Magnus Hagander wrote:
>> [...] I tried to "tune" postgreSQL by modifying some settings in
>> the postgresql.conf: shared_buffers = 2048 wal_buffers = 64 
>> max_connections = 40 Nevertheless, it doesn't help. :-(
> 
> What kind of hardware are you on? 2048 shared buffers is very low for
> a lot of systems. I'd bump it up a bit (but not too far! FOr example,
> I use about 25,000 for a system with 2Gb RAM)

We are using a Dual-Xeon 2.8 GHz with still only 1 GB RAM.
The system uses two SCSI disks (10k rpm) with software RAID1. It
contains the OS, swap and the database. (It seems that was no good idea.)
There are also two disks with RAID0 for spooling data and six disks with
a RAID5 for some backups (without spooling ;-)).

I tried to increase the shared_buffers to 8192 but postgres told me,
that the shared memory segment exceeded the kernel's SHMMAX parameter.
So I temporarily decreased the value again.

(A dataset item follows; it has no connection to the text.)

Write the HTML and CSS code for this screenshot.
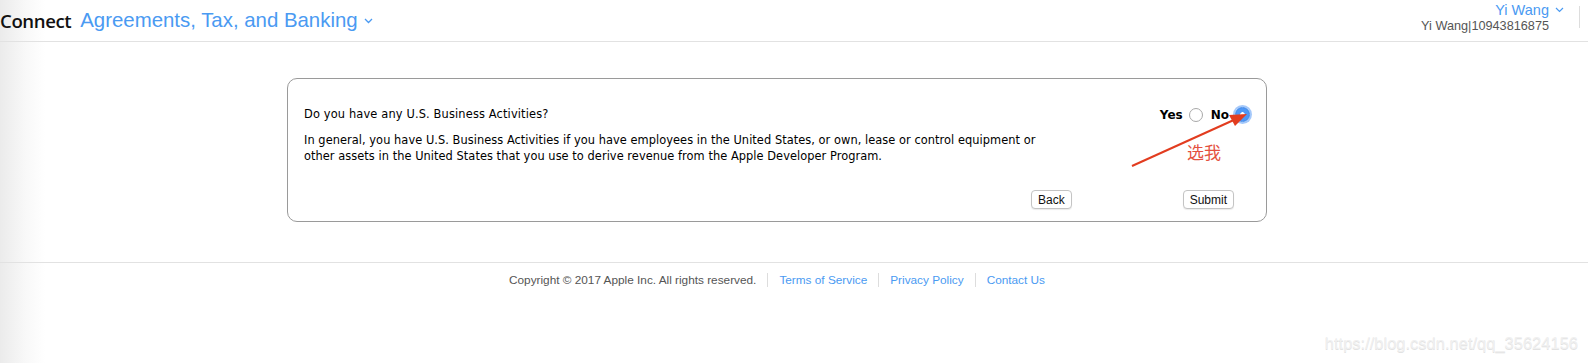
FILE: index.html
```html
<!DOCTYPE html>
<html lang="en">
<head>
  <meta charset="UTF-8">
  <title>Agreements, Tax, and Banking</title>
  <link rel="stylesheet" href="styles.css">
</head>
<body>
  <header class="topbar">
    <div class="brand">
      <span class="app-name">Connect</span>
      <span class="section-name">Agreements, Tax, and Banking</span>
      <svg class="chevron" width="9" height="6" viewBox="0 0 9 6"><path d="M1 1l3.5 3.5L8 1" fill="none" stroke="#4a9af2" stroke-width="1.3"/></svg>
    </div>
    <div class="account">
      <div class="user">
        <div class="user-name">Yi Wang
          <svg class="chevron-sm" width="9" height="6" viewBox="0 0 9 6"><path d="M1 1l3.5 3.5L8 1" fill="none" stroke="#4a9af2" stroke-width="1.2"/></svg>
        </div>
        <div class="user-id">Yi Wang|10943816875</div>
      </div>
      <div class="divider"></div>
    </div>
  </header>

  <main class="content">
    <div class="question-box">
      <div class="question-row">
        <div class="question-text">
          <p class="question">Do you have any U.S. Business Activities?</p>
          <p class="explain">In general, you have U.S. Business Activities if you have employees in the United States, or own, lease or control equipment or other assets in the United States that you use to derive revenue from the Apple Developer Program.</p>
        </div>
        <div class="choices">
          <label class="choice">Yes <span class="radio"></span></label>
          <label class="choice">No <span class="radio checked"></span></label>
        </div>
      </div>
      <div class="actions">
        <button class="btn">Back</button>
        <button class="btn">Submit</button>
      </div>

      <svg class="annotation-arrow" width="130" height="70" viewBox="0 0 130 70">
        <line x1="4" y1="64" x2="108" y2="17" stroke="#e23c1f" stroke-width="2"/>
        <path d="M119 12L101 13L107 24Z" fill="#e23c1f"/>
      </svg>
      <span class="annotation-text">选我</span>
    </div>
  </main>

  <footer class="site-footer">
    <div class="footer-inner">
      <span class="copyright">Copyright © 2017 Apple Inc. All rights reserved.</span>
      <a href="#">Terms of Service</a>
      <a href="#">Privacy Policy</a>
      <a href="#">Contact Us</a>
    </div>
  </footer>

  <span class="watermark">https://blog.csdn.net/qq_35624156</span>
</body>
</html>
```

FILE: styles.css
```css
body {
  margin: 0;
  height: 363px;
  font-family: 'Liberation Sans', Arial, sans-serif;
  color: #333;
  background: linear-gradient(to right, #ebebeb 0, #f8f8f8 25px, #fff 45px);
  position: relative;
  overflow: hidden;
}
.topbar {
  display: flex;
  justify-content: space-between;
  height: 41px;
  border-bottom: 1px solid #e2e2e2;
}
.brand {
  display: flex;
  align-items: center;
  gap: 9px;
  padding-bottom: 1px;
}
.app-name {
  font-family: 'Open Sans', sans-serif;
  font-weight: 600;
  font-size: 18.6px;
  color: #111;
  letter-spacing: -0.4px;
}
.section-name {
  font-size: 20.4px;
  color: #4a9af2;
  margin-left: 0;
}
.chevron {
  margin-left: -3px;
  margin-top: 2px;
}
.account {
  display: flex;
  align-items: flex-start;
  gap: 15px;
  padding-right: 8px;
}
.user {
  text-align: right;
  padding-top: 2px;
}
.user-name {
  font-size: 14.5px;
  color: #4a9af2;
  line-height: 17px;
}
.chevron-sm {
  margin-left: 2px;
  vertical-align: 2px;
}
.user-id {
  font-size: 12.7px;
  color: #555;
  line-height: 15px;
  padding-right: 15px;
}
.divider {
  width: 1px;
  height: 22px;
  margin-top: 6px;
  background: #ddd;
}
.content {
  padding: 36px 34px 0 0;
}
.question-box {
  position: relative;
  width: 978px;
  height: 142px;
  margin: 0 auto;
  border: 1px solid #9a9a9a;
  border-radius: 10px;
  font-family: 'DejaVu Sans', Verdana, sans-serif;
  font-size: 11.4px;
  color: #000;
}
.question-row {
  display: flex;
  align-items: flex-start;
  justify-content: space-between;
  padding: 27px 16px 0 16px;
}
.question-text p {
  margin: 0;
  line-height: 16px;
}
.question {
  margin-bottom: 10px !important;
  letter-spacing: 0.15px;
}
.explain {
  width: 750px;
  letter-spacing: 0.05px;
}
.choices {
  display: flex;
  gap: 8px;
  margin-top: 1px;
}
.choice {
  display: flex;
  align-items: center;
  gap: 6px;
  font-weight: bold;
  font-size: 12px;
}
.radio {
  width: 12px;
  height: 12px;
  border: 1px solid #a8a8a8;
  border-radius: 50%;
  background: #fff;
}
.radio.checked {
  width: 13px;
  height: 13px;
  border: 1px solid #3c86e8;
  background: radial-gradient(circle, #fff 0 2px, #4f97f5 2.5px);
  box-shadow: 0 0 0 2px rgba(90, 155, 245, 0.55);
}
.actions {
  display: flex;
  justify-content: flex-end;
  gap: 111px;
  padding: 26px 32px 0 0;
}
.btn {
  font-family: 'Liberation Sans', Arial, sans-serif;
  font-size: 12px;
  color: #111;
  background: #fff;
  border: 1px solid #c4c4c4;
  border-radius: 4px;
  height: 19px;
  padding: 0 6px;
  box-shadow: 0 1px 1px rgba(0, 0, 0, 0.08);
}
.annotation-arrow {
  position: absolute;
  left: 840px;
  top: 23px;
}
.annotation-text {
  position: absolute;
  left: 899px;
  top: 60px;
  font-family: 'Noto Sans CJK SC', sans-serif;
  font-size: 17px;
  color: #e4513f;
}
.site-footer {
  margin-top: 40px;
  border-top: 1px solid #e2e2e2;
}
.footer-inner {
  display: flex;
  justify-content: center;
  align-items: center;
  padding: 10px 34px 0 0;
  font-size: 11.8px;
}
.copyright {
  color: #555;
}
.footer-inner a {
  color: #4a9af2;
  text-decoration: none;
  border-left: 1px solid #ddd;
  margin-left: 11px;
  padding-left: 11px;
  line-height: 14px;
}
.watermark {
  position: absolute;
  right: 10px;
  bottom: 10px;
  font-size: 16.5px;
  color: #f0f0f0;
  text-shadow: 0 1px 0 #e2e2e2;
}
```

> Is your effective_cache_size properly set?
> 
> Setting of full_page_writes? [that may be a 8.1 setting, can't
> remember, but it makes a huge difference if you have an I/O system
> yuo acn trust]
> 
> work_mem, maintenance_work_mem? checkpoint_segments?

No changes were made at these settings until now. So postgres uses the
defaults. Any suggestions for these values?

> Most improtantly, what's your I/O system? Writeback cache? WAL on
> separate spindles? Type of disks (IDE/SATA/SCSI?)

I fear that I have underestimated the requirements.
Until a few minutes ago the disks of the softRAID were running with
write cache disabled.
WAL is still on the same spindles.

> State "uninterruptible sleep" often means it's blocking on I/O.
> Unless you have a hardware problem somewhere.

Naturally that is conscious to me.

> The indexes will generally *hurt* your insert performance, which is
> what Bacula mainly needs during writes. I'll speed up restore
> operations, but there's the cost.

I mentioned the indexes because I'm also with the read performance not
really happy.

>> I'm afraid to disable fsync for postgresql. (Should this be the
>> solution?)
> 
> You can disable it, but if your system crashes (hardware or OS), you
> will need to recover your catalog bacukp. Always do that even if it
> looks ok - it'll come back to bite you. In general, I would definitly
> not recommend running with fsync off, it's very dangerous (but then
> I'm a database guy, so what else would you expect..).

That is exactly my fear and that's why I don't want to disable fsync.